Frais et opérations entre apparentés
Les investisseurs qui placent leur argent par l’entremise d’un fonds de capital-investissement doivent payer des frais de gestion qui sont établis selon un pourcentage du capital investi. Ils doivent aussi payer des frais de gestion au rendement correspondant à un pourcentage du bénéfice que le fonds a réalisé sur les investissements; les co-investisseurs sont tenus de payer ces frais seulement lorsque le fonds atteint un seuil de rendement déterminé. Si un investisseur effectue un co-investissement hors du fonds de capital-investissement, les frais ne lui sont pas imputés de la même manière que pour les capitaux investis par l’entremise du fonds. Lorsque les frais de gestion et les frais de gestion au rendement sont imputés directement aux co?investissements, ils sont généralement plafonnés et moins élevés que pour les capitaux investis directement dans le fonds de capital-investissement. Ces frais de gestion peuvent être facturés ou non, selon les besoins du promoteur du fonds, la forme de la structure de co?investissement et le fait que le co-investisseur soit actif ou passif. Les co-investisseurs doivent aussi tenir compte des frais et des dépenses qu’ils devront assumer en lien avec leur investissement, l’exploitation et la vente de l’entité d’investissement. Ces frais font l’objet de longues négociations et auront une incidence sur le rendement éventuel de l’investissement de chaque partie.

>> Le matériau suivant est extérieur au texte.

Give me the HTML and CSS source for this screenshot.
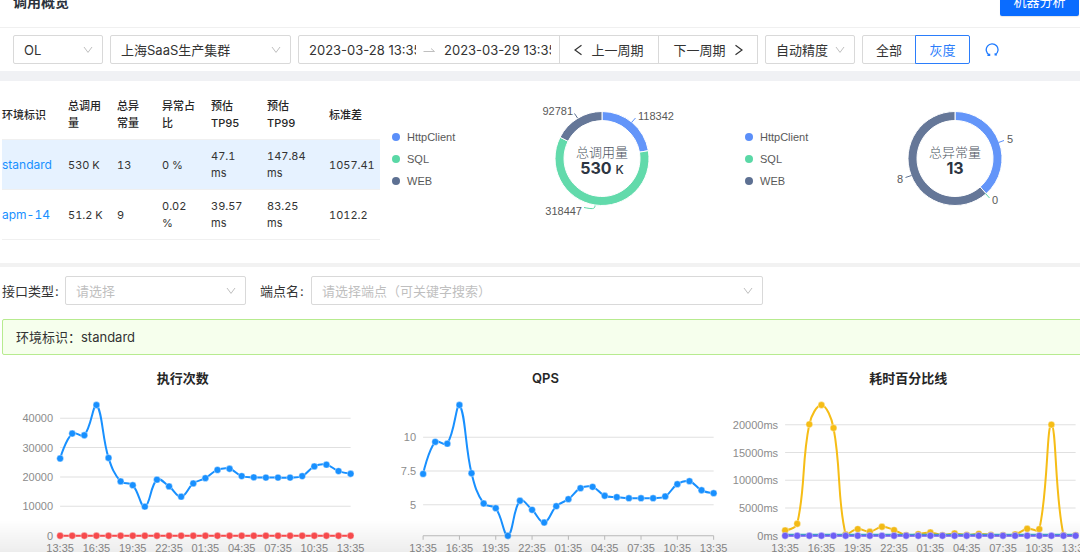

Même si les structures de co-investissement permettent parfois de réduire, voire d’éliminer les frais de gestion ou les frais de gestion au rendement, d’autres frais indirects peuvent être imputés aux co-investisseurs; en effet, le fonds de capital-investissement, ses sociétés du même groupe ou d’autres entités facturent habituellement des frais de gestion ou d’autres frais à la société en portefeuille ou à la société de portefeuille, ou aux deux. Ces frais sont une rémunération du fonds de capital-investissement pour sa gestion de l’entité d’investissement et la prestation d’autres services, comme le soutien aux négociations. Par conséquent, les co?investisseurs ont intérêt à négocier des protections contractuelles afin d’empêcher le promoteur du fonds d’augmenter les frais ou d’imposer une nouvelle entente tarifaire qui n’est pas prévue, qui n’a pas été déclarée et dont les parties n’ont pas convenu à la clôture de l’investissement initial. Ces protections contractuelles peuvent prendre la forme d’un droit d’approbation par la majorité des co-investisseurs, ou d’un engagement du promoteur du fonds à déclarer aux co-investisseurs toutes les ententes tarifaires entre la société en portefeuille et la société de portefeuille, ou les deux, et le promoteur du fonds (ou toute société du même groupe). Une autre solution consisterait à exiger que de telles ententes soient conclues à des conditions excluant tout lien de dépendance, mais il pourrait s’avérer difficile de prouver qu’une entente tarifaire entre la société en portefeuille, la société de portefeuille et le promoteur du fonds n’est pas conclue à des conditions excluant tout lien de dépendance. Le cas échéant, les restrictions visant les frais doivent être raisonnables eu égard aux services que doit fournir le promoteur du fonds.
Conclusion
Les co-investissements jouent encore un rôle important en matière de capital-investissement en raison des avantages qu’ils procurent, comme on l’a vu plus haut. Tant les co-investisseurs que le fonds de capital-investissement doivent examiner attentivement les différents moyens de structurer les co-investissements de façon à ce que toutes les parties adhèrent à une vision commune et au même objectif, à savoir créer de la valeur pour les investisseurs. Les parties doivent s’efforcer de trouver un juste équilibre entre le besoin des co-investisseurs de protéger leur investissement et la nécessité de laisser au promoteur du fonds la marge de manœuvre dont il a besoin pour prendre des décisions opérationnelles en se fondant sur son expertise afin de maximiser le rendement.